| HN Mirror

Y	Hacker News new \| ask \| show \| jobs

by Philpax 413 days ago

Yeah, it's a bit confusing at first to navigate. Luckily, they offer XML dumps that aren't too bad to work with:

1. Go to https://dumps.wikimedia.org/enwiki/latest/ (or a date of your choice in /enwiki)

2. Download https://dumps.wikimedia.org/enwiki/latest/enwiki-latest-page... and https://dumps.wikimedia.org/enwiki/latest/enwiki-latest-page.... The first file is a bz2-multistream-compressed dump of a XML containing all of English Wikipedia's text, while the second file is an index to make it easier to find specific articles.

3. You can either:

  a. unpack the first file
  b. use the second file to locate specific articles within the first file; it maps page title -> file offset for the relevant bz2 stream
  c. use a streaming decoder to process the entire Wiki without ever decompressing it wholly

4. Once you have the XML, getting at the actual text isn't too difficult; you should use a streaming XML decoder to avoid as much allocation as possible when processing this much data.

The XML contains pages like this:

    <page>
      <title>AccessibleComputing</title>
      <ns>0</ns>
      <id>10</id>
      <redirect title="Computer accessibility" />
      <revision>
        <id>1219062925</id>
        <parentid>1219062840</parentid>
        <timestamp>2024-04-15T14:38:04Z</timestamp>
        <contributor>
          <username>Asparagusus</username>
          <id>43603280</id>
        </contributor>
        <comment>Restored revision 1002250816 by [[Special:Contributions/Elli|Elli]] ([[User talk:Elli|talk]]): Unexplained redirect breaking</comment>
        <origin>1219062925</origin>
        <model>wikitext</model>
        <format>text/x-wiki</format>
        <text bytes="111" sha1="kmysdltgexdwkv2xsml3j44jb56dxvn" xml:space="preserve">#REDIRECT [[Computer accessibility]]

    {{rcat shell|
    {{R from move}}
    {{R from CamelCase}}
    {{R unprintworthy}}
    }}</text>
        <sha1>kmysdltgexdwkv2xsml3j44jb56dxvn</sha1>
      </revision>
    </page>

so all you need to do is get at the `text`.

1 comments

ks2048 413 days ago

The bigger problem is this is wikitext markup. It would be helpful if they also provide HTML and/or plain text.

I know there are now a couple pretty-good wikitext parsers, but for years, it was a bigger problem. The only "official" one was the huge php app itself.

link

Philpax 413 days ago

Oh, it's godawful; the format is a crime against all things structured. I use `parse-wiki-text-2` [0], which is a fork of `parse-wiki-text`, a Rust library by an author who has now disappeared into the wind. (Every day that I parse Wikipedia, I thank him for his contributions, wherever he may be.)

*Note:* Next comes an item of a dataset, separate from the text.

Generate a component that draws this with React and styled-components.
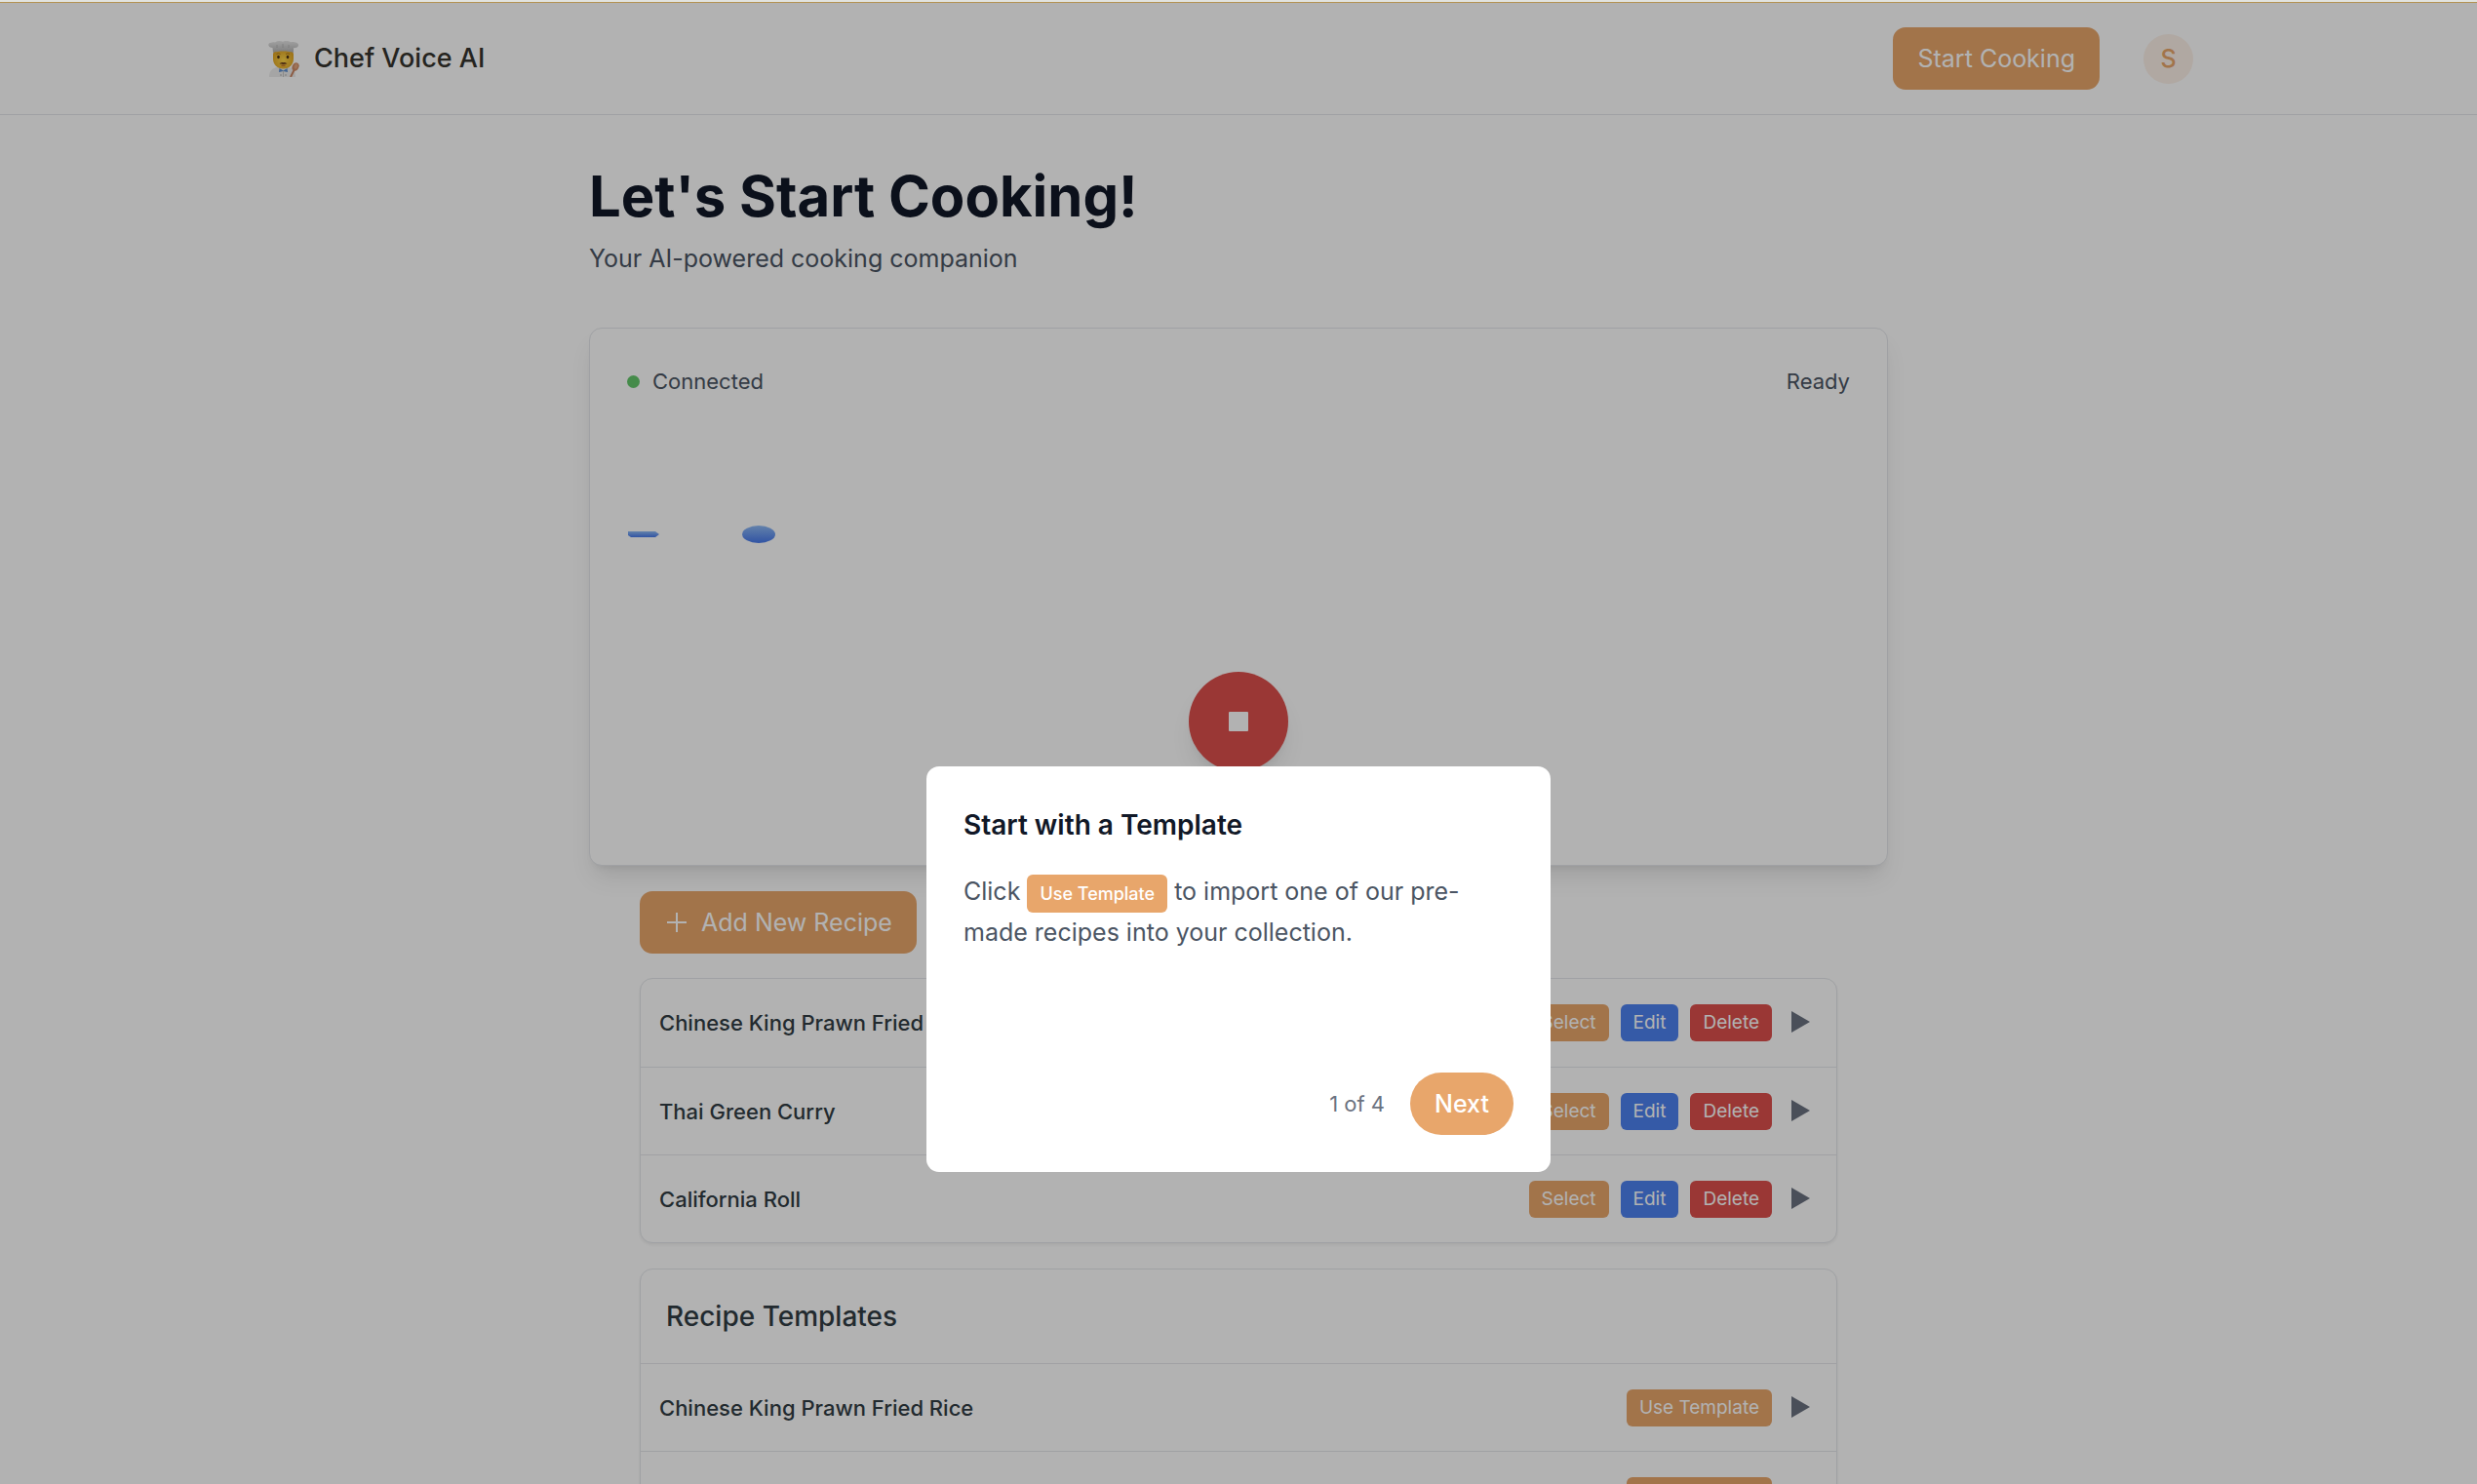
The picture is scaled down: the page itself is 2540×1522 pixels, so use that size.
import React from 'react';
import styled, { createGlobalStyle } from 'styled-components';

const GlobalStyle = createGlobalStyle`
  * {
    box-sizing: border-box;
  }
  body {
    margin: 0;
    background: #fff;
    color: #323d44;
    font-family: Inter, "Liberation Sans", sans-serif;
    font-size: 25px;
    line-height: 38px;
  }
  button {
    border: 0;
    margin: 0;
    font-family: inherit;
    cursor: pointer;
  }
  h1, h2, p, ul {
    margin: 0;
    padding: 0;
  }
`
const Page = styled.div`
  position: relative;
  height: 100vh;
  overflow: hidden;
`
const TopStrip = styled.div`
  position: relative;
  z-index: 20;
  height: 3px;
  background: #e1e3df;
  border-bottom: 1px solid #b39253;
`
const Header = styled.header`
  height: 115px;
  border-bottom: 1px solid #e5e7eb;
`
const HeaderInner = styled.div`
  max-width: 2048px;
  height: 100%;
  margin: 0 auto;
  padding: 0 45px 0 28px;
  display: flex;
  align-items: center;
  justify-content: space-between;
`
const Brand = styled.a`
  display: flex;
  align-items: center;
  gap: 15px;
  font-size: 27px;
  font-weight: 500;
  color: #35342e;
  text-decoration: none;
`
const HeaderActions = styled.div`
  display: flex;
  align-items: center;
  gap: 45px;
`
const Button = styled.button`
  display: inline-flex;
  align-items: center;
  justify-content: center;
  gap: 12px;
  height: 64px;
  padding: 0 25px;
  border-radius: ${props => props.$round ? '32px' : '13px'};
  background: #e8a66b;
  color: #fff;
  font-size: 25px;
  font-weight: ${props => props.$round ? 500 : 400};
`
const Avatar = styled.button`
  width: 51px;
  height: 51px;
  padding: 0;
  border-radius: 50%;
  background: #fdf1e8;
  color: #e8a66b;
  font-size: 25px;
  font-weight: 500;
`
const Main = styled.main`
  max-width: 1332px;
  margin: 0 auto;
  padding-top: 51px;
`
const Title = styled.h1`
  font-size: 58px;
  line-height: 64px;
  font-weight: 700;
  color: #111827;
`
const Subtitle = styled.p`
  margin-top: 13px;
  color: #4b5563;
`
const VoiceCard = styled.section`
  margin-top: 52px;
  padding: 38px 38px 96px;
  border: 1px solid #e5e7eb;
  border-radius: 13px;
  background: #fff;
  box-shadow: 0 16px 24px -5px rgba(0, 0, 0, 0.1), 0 6px 10px -6px rgba(0, 0, 0, 0.1);
  display: flex;
  flex-direction: column;
`
const StatusRow = styled.div`
  display: flex;
  justify-content: space-between;
  font-size: 22px;
  line-height: 32px;
  color: #4b5563;
`
const Status = styled.span`
  display: flex;
  align-items: center;
  gap: 13px;
`
const Dot = styled.span`
  width: 13px;
  height: 13px;
  border-radius: 50%;
  background: #64c86b;
`
const Wave = styled.svg`
  display: block;
  width: 100%;
  height: 230px;
  margin: 26px 0;
`
const StopButton = styled.button`
  width: 102px;
  height: 102px;
  padding: 0;
  align-self: center;
  display: flex;
  align-items: center;
  justify-content: center;
  border-radius: 50%;
  background: #dd504c;
  box-shadow: 0 16px 24px -5px rgba(0, 0, 0, 0.1), 0 6px 10px -6px rgba(0, 0, 0, 0.1);
`
const StopIcon = styled.span`
  width: 20px;
  height: 20px;
  border-radius: 1px;
  background: #fff;
`
const Recipes = styled.section`
  padding: 26px 52px 0;
`
const List = styled.ul`
  margin-top: ${props => props.$gap}px;
  list-style: none;
  border: 1px solid #e5e7eb;
  border-radius: 13px;
  background: #fff;
  box-shadow: 0 2px 3px rgba(0, 0, 0, 0.06);
`
const ListTitle = styled.li`
  height: 96px;
  padding: 0 26px;
  display: flex;
  align-items: center;

  h2 {
    font-size: 28px;
    font-weight: 500;
  }
`
const Row = styled.li`
  height: 90px;
  padding: 0 19px;
  display: flex;
  align-items: center;
  justify-content: space-between;

  & + & , ${ListTitle} + & {
    border-top: 1px solid #e5e7eb;
  }
`
const RecipeName = styled.span`
  font-size: 22px;
  font-weight: 500;
`
const RowActions = styled.div`
  display: flex;
  align-items: center;
  gap: 12px;
`
const colors = {
  orange: '#e8a66b',
  blue: '#4d81f0',
  red: '#dd504c',
}
const SmallButton = styled.button`
  height: 38px;
  padding: 0 13px;
  border-radius: 6px;
  background: ${props => colors[props.$color]};
  color: #fff;
  font-size: 19px;
  line-height: 38px;
`
const ExpandButton = styled.button`
  padding: 0 8px;
  background: none;

  svg {
    display: block;
  }
`
const Overlay = styled.div`
  position: fixed;
  inset: 0;
  z-index: 10;
  display: flex;
  justify-content: center;
  align-items: flex-start;
  background: rgba(0, 0, 0, 0.3);
`
const Dialog = styled.div`
  width: 640px;
  min-height: 416px;
  margin-top: 786px;
  padding: 38px;
  display: flex;
  flex-direction: column;
  border-radius: 13px;
  background: #fff;
`
const DialogTitle = styled.h2`
  font-size: 28px;
  line-height: 44px;
  font-weight: 600;
  color: #111827;
`
const DialogText = styled.p`
  margin-top: 26px;
  line-height: 41px;
  color: #4b5563;
`
const Tag = styled.span`
  display: inline-block;
  height: 39px;
  padding: 0 13px;
  border-radius: 6px;
  background: #e8a66b;
  color: #fff;
  font-size: 18px;
  line-height: 39px;
  font-weight: 500;
  vertical-align: middle;
`
const DialogFooter = styled.div`
  margin-top: auto;
  display: flex;
  align-items: center;
  justify-content: flex-end;
  gap: 26px;
`
const Step = styled.span`
  font-size: 22px;
  color: #6b7280;
`

const ChefIcon = () => (
  <svg width="33" height="37" viewBox="0 0 33 37" aria-hidden="true">
    <defs>
      <linearGradient id="hat" x1="0" y1="0" x2="0" y2="1">
        <stop offset="0" stopColor="#e6e6e6" />
        <stop offset="1" stopColor="#b4b4b4" />
      </linearGradient>
      <radialGradient id="face" cx="0.5" cy="0.55" r="0.6">
        <stop offset="0" stopColor="#ffd84a" />
        <stop offset="1" stopColor="#e0a222" />
      </radialGradient>
    </defs>
    <path d="M2 37c0-6 3-9 8-10h12c5 1 7 4 7 10z" fill="#ececec" />
    <path d="M6 14c0-3 2-5 10.500-5S27 11 27 14v4c0 6-4 10.500-10.500 10.500S6 24 6 18z" fill="url(#face)" />
    <path d="M12.500 28l4 2.500 4-2.500.5 4-4.500-1-4.500 1z" fill="#5d8fd0" />
    <path d="M16.500 31v6" stroke="#c8c8c8" />
    <circle cx="14" cy="35" r="0.700" fill="#999" />
    <circle cx="19" cy="35" r="0.700" fill="#999" />
    <ellipse cx="11.500" cy="16.500" rx="1.300" ry="1.800" fill="#4a2f14" />
    <ellipse cx="21" cy="16.500" rx="1.300" ry="1.800" fill="#4a2f14" />
    <path d="M9.500 13.500q2-1.500 4 0M19 13.500q2-1.500 4 0" stroke="#b07c20" fill="none" />
    <path d="M12.500 23c1.500-.5 2.500-1.500 4-.8 1.500-.7 2.500.3 4 .8-1.500 1.200-6.500 1.200-8 0z" fill="#6b3f1c" />
    <path d="M14.500 25.200h4" stroke="#b5562c" />
    <path d="M6 12L5.500 7C1 7 0 3 3 2c2-1 4-1 5-.5C11-.5 14 0 16 .800c3-1.500 6-1 8 .4 4-.5 8 .8 8 3 0 2-2 3-5 3L27 12c-6-2-15-2-21 0z" fill="url(#hat)" />
    <path d="M10 4v3M16 3v4M22 4v3" stroke="#adadad" strokeWidth="0.800" />
    <path d="M28 29l-4 8" stroke="#c98562" strokeWidth="2" />
    <ellipse cx="29" cy="26.500" rx="3.300" ry="4.300" transform="rotate(25 29 26.500)" fill="#d08c66" />
    <ellipse cx="29.500" cy="26" rx="1.800" ry="2.700" transform="rotate(25 29.500 26)" fill="#e2a680" />
  </svg>
)

const PlusIcon = () => (
  <svg width="26" height="26" viewBox="0 0 26 26" aria-hidden="true">
    <path d="M13 3v20M3 13h20" stroke="currentColor" strokeWidth="2" />
  </svg>
)

function Expand({ name }) {
  return (
    <ExpandButton aria-label={'Show ' + name}>
      <svg width="19" height="26" viewBox="0 0 19 26" aria-hidden="true">
        <path d="M0 1v22l19-11z" fill="#6b7280" />
      </svg>
    </ExpandButton>
  )
}

const recipes = ['Chinese King Prawn Fried Rice', 'Thai Green Curry', 'California Roll'];

function App() {

  return (
    <Page>
      <GlobalStyle />
      <TopStrip />
      <Header>
        <HeaderInner>
          <Brand href="#">
            <ChefIcon />
            Chef Voice AI
          </Brand>
          <HeaderActions>
            <Button>Start Cooking</Button>
            <Avatar aria-label="Account">S</Avatar>
          </HeaderActions>
        </HeaderInner>
      </Header>

      <Main>
        <Title>Let's Start Cooking!</Title>
        <Subtitle>Your AI-powered cooking companion</Subtitle>

        <VoiceCard>
          <StatusRow>
            <Status><Dot />Connected</Status>
            <span>Ready</span>
          </StatusRow>
          <Wave aria-hidden="true">
            <defs>
              <linearGradient id="wave" x1="0" y1="0" x2="0" y2="1">
                <stop offset="0" stopColor="#8fbaf5" />
                <stop offset="1" stopColor="#4678ea" />
              </linearGradient>
            </defs>
            <path d="M1 112h28l4 3-4 3H4l-3-2z" fill="url(#wave)" />
            <ellipse cx="135" cy="115" rx="17" ry="9" fill="url(#wave)" />
          </Wave>
          <StopButton aria-label="Stop"><StopIcon /></StopButton>
        </VoiceCard>

        <Recipes>
          <Button><PlusIcon />Add New Recipe</Button>
          <List $gap={25}>
            {recipes.map(name => (
              <Row key={name}>
                <RecipeName>{name}</RecipeName>
                <RowActions>
                  <SmallButton $color="orange">Select</SmallButton>
                  <SmallButton $color="blue">Edit</SmallButton>
                  <SmallButton $color="red">Delete</SmallButton>
                  <Expand name={name} />
                </RowActions>
              </Row>
            ))}
          </List>
          <List $gap={26}>
            <ListTitle><h2>Recipe Templates</h2></ListTitle>
            {recipes.map(name => (
              <Row key={name}>
                <RecipeName>{name}</RecipeName>
                <RowActions>
                  <SmallButton $color="orange">Use Template</SmallButton>
                  <Expand name={name} />
                </RowActions>
              </Row>
            ))}
          </List>
        </Recipes>
      </Main>

      <Overlay>
        <Dialog role="dialog" aria-labelledby="tour-title">
          <DialogTitle id="tour-title">Start with a Template</DialogTitle>
          <DialogText>
            Click <Tag>Use Template</Tag> to import one of our pre-made recipes into your collection.
          </DialogText>
          <DialogFooter>
            <Step>1 of 4</Step>
            <Button $round>Next</Button>
          </DialogFooter>
        </Dialog>
      </Overlay>
    </Page>
  )
}

export default App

I wrote another Rust library [1] that wraps around `parse-wiki-text-2` that offers a simplified AST that takes care of matching tags for you. It's designed to be bound to WASM [2], which is how I'm pretty reliably parsing Wikitext for my web application. (The existing JS libraries aren't fantastic, if I'm being honest.)

[0]: https://github.com/soerenmeier/parse-wiki-text-2

[1]: https://github.com/philpax/wikitext_simplified

[2]: https://github.com/genresinspace/genresinspace.github.io/blo...

link